*TO BE DONE*:
Leave out the pictures; transcribe all else exactly.

*GIVEN MATERIAL*:
■ ■ ■

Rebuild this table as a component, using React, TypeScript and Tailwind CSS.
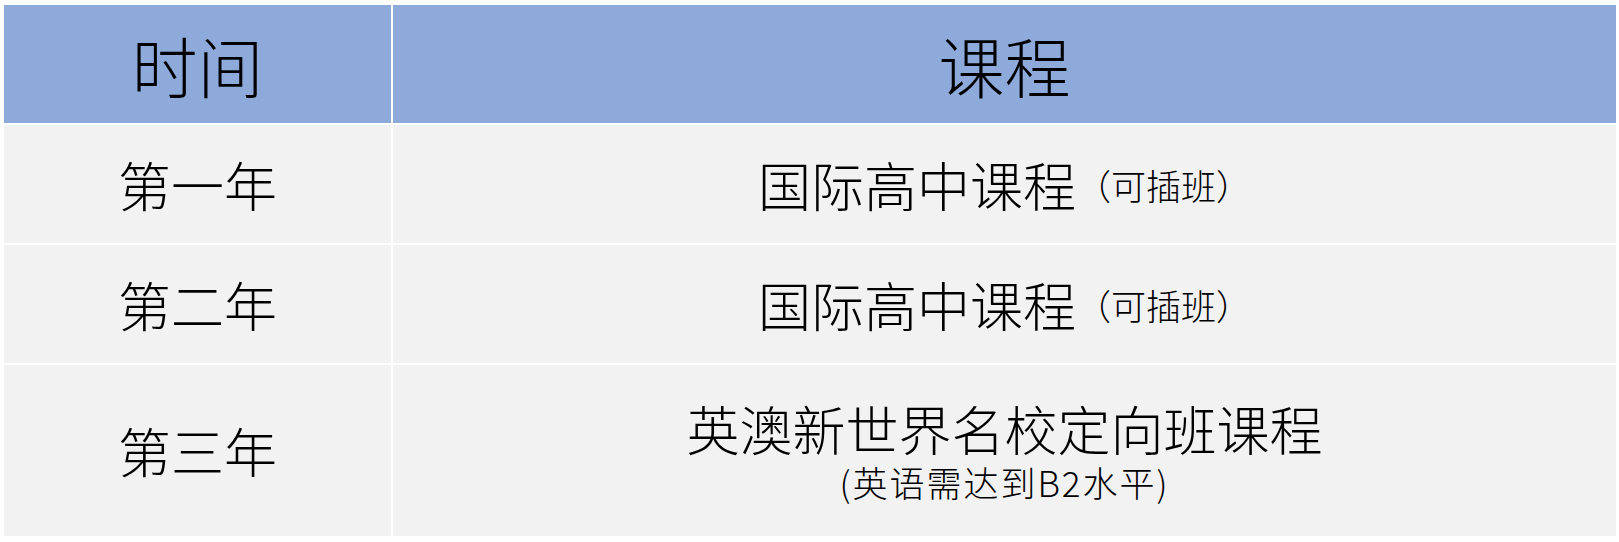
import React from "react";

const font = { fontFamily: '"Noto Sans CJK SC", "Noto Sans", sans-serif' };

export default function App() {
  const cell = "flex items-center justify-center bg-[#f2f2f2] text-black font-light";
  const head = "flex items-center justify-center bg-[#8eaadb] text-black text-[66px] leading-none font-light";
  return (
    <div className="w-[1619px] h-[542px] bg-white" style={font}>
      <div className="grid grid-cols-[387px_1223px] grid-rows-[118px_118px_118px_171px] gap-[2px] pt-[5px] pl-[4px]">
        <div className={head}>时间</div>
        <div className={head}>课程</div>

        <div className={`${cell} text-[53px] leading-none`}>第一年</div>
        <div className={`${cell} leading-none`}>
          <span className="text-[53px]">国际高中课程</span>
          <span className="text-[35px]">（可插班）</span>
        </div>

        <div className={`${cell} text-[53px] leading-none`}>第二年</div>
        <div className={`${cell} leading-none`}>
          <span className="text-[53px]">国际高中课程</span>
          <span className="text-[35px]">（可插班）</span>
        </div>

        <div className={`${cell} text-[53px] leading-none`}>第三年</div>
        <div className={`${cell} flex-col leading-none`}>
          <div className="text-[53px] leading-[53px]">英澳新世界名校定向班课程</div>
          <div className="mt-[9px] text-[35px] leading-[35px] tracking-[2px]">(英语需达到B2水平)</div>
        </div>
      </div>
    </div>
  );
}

■ ■ ■

*FULL OUTPUT*:
Rebuild this table as a component, using React, TypeScript and Tailwind CSS.
import React from "react";

const font = { fontFamily: '"Noto Sans CJK SC", "Noto Sans", sans-serif' };

export default function App() {
  const cell = "flex items-center justify-center bg-[#f2f2f2] text-black font-light";
  const head = "flex items-center justify-center bg-[#8eaadb] text-black text-[66px] leading-none font-light";
  return (
    <div className="w-[1619px] h-[542px] bg-white" style={font}>
      <div className="grid grid-cols-[387px_1223px] grid-rows-[118px_118px_118px_171px] gap-[2px] pt-[5px] pl-[4px]">
        <div className={head}>时间</div>
        <div className={head}>课程</div>

        <div className={`${cell} text-[53px] leading-none`}>第一年</div>
        <div className={`${cell} leading-none`}>
          <span className="text-[53px]">国际高中课程</span>
          <span className="text-[35px]">（可插班）</span>
        </div>

        <div className={`${cell} text-[53px] leading-none`}>第二年</div>
        <div className={`${cell} leading-none`}>
          <span className="text-[53px]">国际高中课程</span>
          <span className="text-[35px]">（可插班）</span>
        </div>

        <div className={`${cell} text-[53px] leading-none`}>第三年</div>
        <div className={`${cell} flex-col leading-none`}>
          <div className="text-[53px] leading-[53px]">英澳新世界名校定向班课程</div>
          <div className="mt-[9px] text-[35px] leading-[35px] tracking-[2px]">(英语需达到B2水平)</div>
        </div>
      </div>
    </div>
  );
}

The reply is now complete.